Sepertinya demikian inilah yang direnungkan oleh Buya. Bagi sosok yang lahir sepuluh tahun sebelum kemerdekaan seperti Buya, agaknya permenungan betapa pentingnya merawat persaudaran keindonesiaan menjadi suatu hal yang maha penting.
Buya Syafii Maarif pernah hidup dalam semua situasi zaman dan berbagai macam kekuasaan. Beliau lahir pada masa kolonialisme, tumbuh sebagai pemuda di zaman Sukarno, menjadi dewasa di masa Suharto, dan menua di masa reformasi. Dari semua zaman dan kekuasaan yang dialami, kondisi keindonesiaan kita masa sebelumnya dan saat ini mungkin masih jauh dari kata “ideal.” Meskipun kurang sempurna di banyak hal.
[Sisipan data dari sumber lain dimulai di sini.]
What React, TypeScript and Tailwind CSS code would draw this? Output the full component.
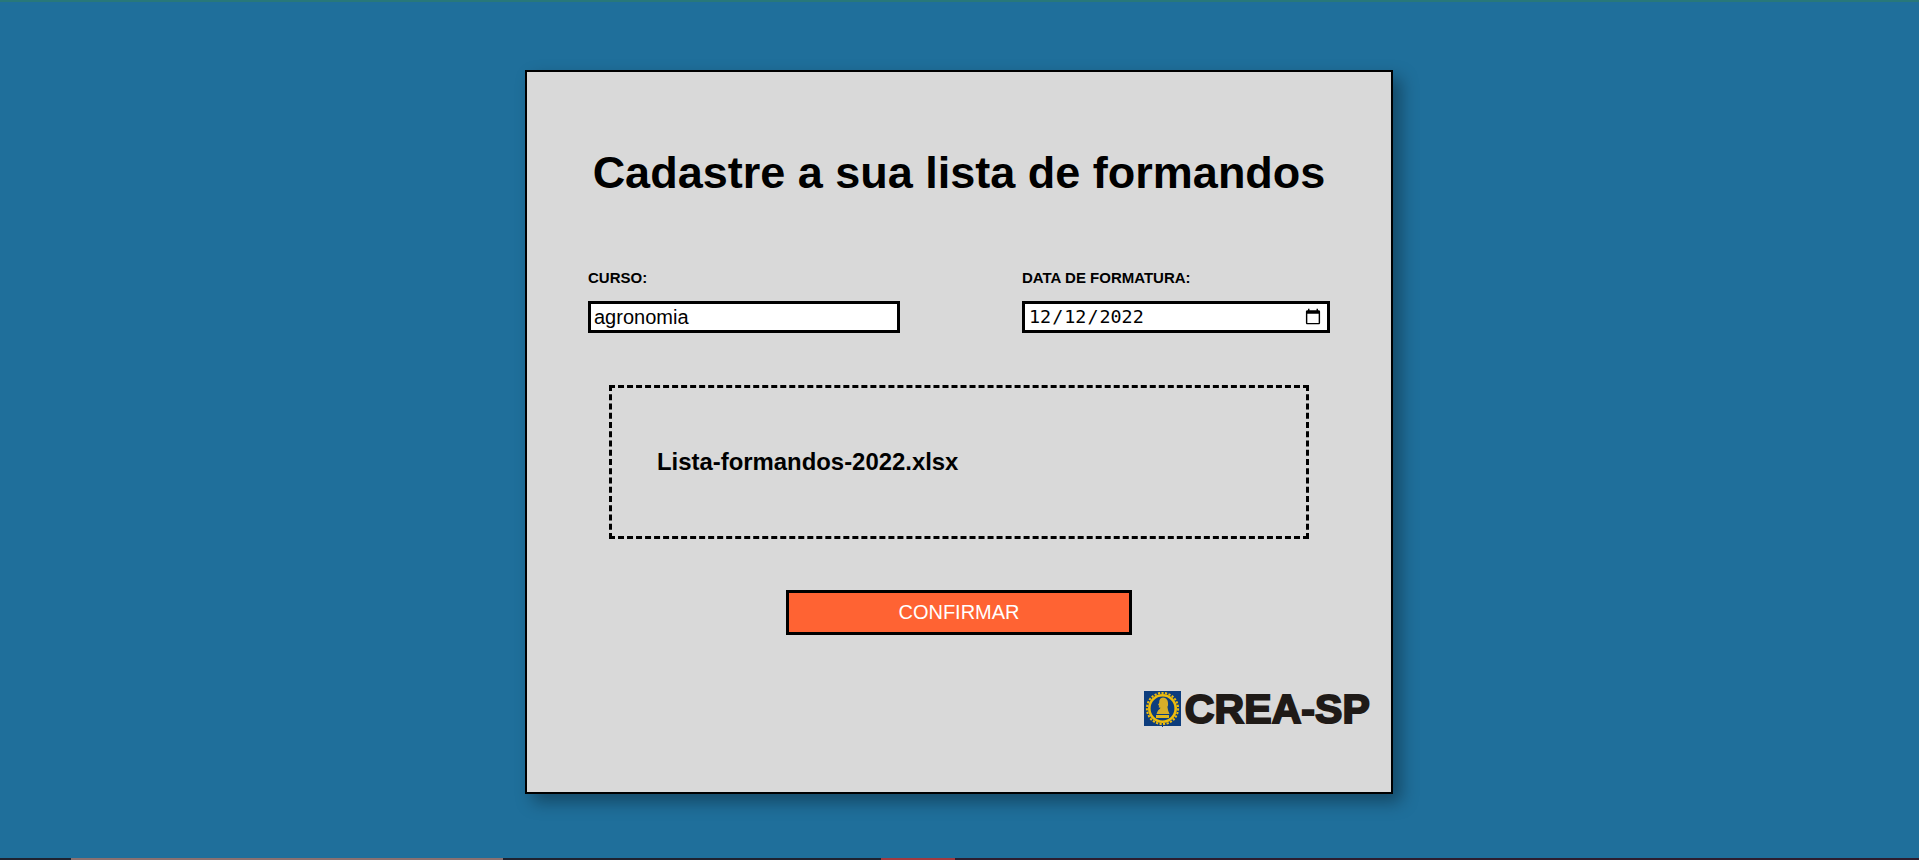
import React from "react";

const CreaEmblem = () => (
  <svg width="37" height="36" viewBox="0 0 37 36" className="shrink-0">
    <rect x="0" y="0" width="37" height="35" fill="#0d3d7d" />
    <circle cx="18.5" cy="17.5" r="15.6" fill="none" stroke="#eebc0c" strokeWidth="2" strokeDasharray="2.2 1.4" />
    <circle cx="18.5" cy="17.5" r="13.2" fill="none" stroke="#eebc0c" strokeWidth="2.6" />
    {/* bust with helmet */}
    <path
      d="M19 6.500c3 .2 5 2.400 5 5.500 0 1.500.3 2.600-.6 3.800l.8 4 1.300 3.200H12.500l1-2.600c.8-1.800 2.500-2.200 3-3.600l-1.800-.3.400-2-1.100-.6 1.200-2.100c-.2-3 1.200-5.100 3.800-5.300z"
      fill="#d8ae28"
    />
    <rect x="12" y="24" width="13" height="3" fill="#e3b81e" />
    <rect x="18" y="35" width="1" height="1" fill="#0d3d7d" />
  </svg>
);

export default function App() {
  return (
    <div className="flex h-[860px] w-full flex-col overflow-hidden bg-[#1f6f9b] font-['Liberation_Sans',Arial,sans-serif] text-black">
      <div className="h-[2px] bg-[#28787a]" />

      <main className="flex flex-1 justify-center pt-[68px]">
        <div className="mr-[1px] flex h-[724px] w-[868px] flex-col border-2 border-black bg-[#d9d9d9] shadow-[8px_8px_16px_rgba(0,0,0,0.35)]">
          <h1 className="mt-[75px] text-center text-[45px] leading-[52px] font-bold">
            Cadastre a sua lista de formandos
          </h1>

          <div className="mt-[71px] flex justify-between px-[61px]">
            <div className="flex w-[312px] flex-col">
              <label className="text-[15px] leading-[16px] font-bold">CURSO:</label>
              <input
                type="text"
                defaultValue="agronomia"
                className="mt-[15px] h-[32px] w-[312px] border-[3px] border-black bg-white px-[3px] text-[20px] outline-none"
              />
            </div>
            <div className="flex w-[308px] flex-col">
              <label className="text-[15px] leading-[16px] font-bold">DATA DE FORMATURA:</label>
              <input
                type="date"
                defaultValue="2022-12-12"
                className="mt-[15px] h-[32px] w-[308px] border-[3px] border-black bg-white px-[3px] font-['DejaVu_Sans_Mono',monospace] text-[18.4px] outline-none"
              />
            </div>
          </div>

          <div className="mr-[82px] ml-[82px] mt-[52px] flex h-[154px] items-center border-[3px] border-dashed border-black pl-[45px]">
            <span className="text-[23.9px] font-bold">Lista-formandos-2022.xlsx</span>
          </div>

          <button className="mx-auto mt-[51px] h-[45px] w-[346px] border-[3px] border-black bg-[#ff6333] pb-[2px] text-[20px] text-white">
            CONFIRMAR
          </button>

          <div className="mt-[55px] flex items-center justify-end gap-[4px] pr-[21px]">
            <CreaEmblem />
            <span className="text-[41px] leading-[38px] font-bold tracking-[0.1px] text-[#1f1a17] [-webkit-text-stroke:2px_#1f1a17]">
              CREA-SP
            </span>
          </div>
        </div>
      </main>

      <div className="flex h-[2px] bg-[#1e2230]">
        <div className="ml-[71px] w-[432px] bg-[#8a7070]" />
        <div className="ml-[378px] w-[74px] bg-[#a23a40]" />
        <div className="flex-1 bg-[#2c1e30]" />
      </div>
    </div>
  );
}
Namun, tak bisa dipungkiri kita terus berbenah dan ada kemajuan di sana dan sini.
Bagi orang-orang yang pernah makan asam garam kehidupan politik Indonesia seperti Buya, barangkali kata-kata inilah yang bisa mewakili nasehatnya kepada generasi muda muslim masa kini yang terpapar Islam trans-nasional: “Kritiklah dengan sekeras-kerasnya kekuasaan jika berbuat lalim. Namun, kritik tersebut harus dalam kerangka kita merawat keindonesiaan!!.”
Tak dipungkiri memang ada sebagian kaum bijak bestari yang menganjurkan untuk tidak melulu menjalani hidup sesuai anjuran orang tua. Namun, tak ada salahnya jika kita mengambil pelajaran dari orang tua yang punya permenungan sedalam dan seserius Buya Syafii Maarif. Bahkan, Gus Dur saja menaruh hormat padanya dan pernah menyebutnya sebagai “Pendekar Chicago”!!!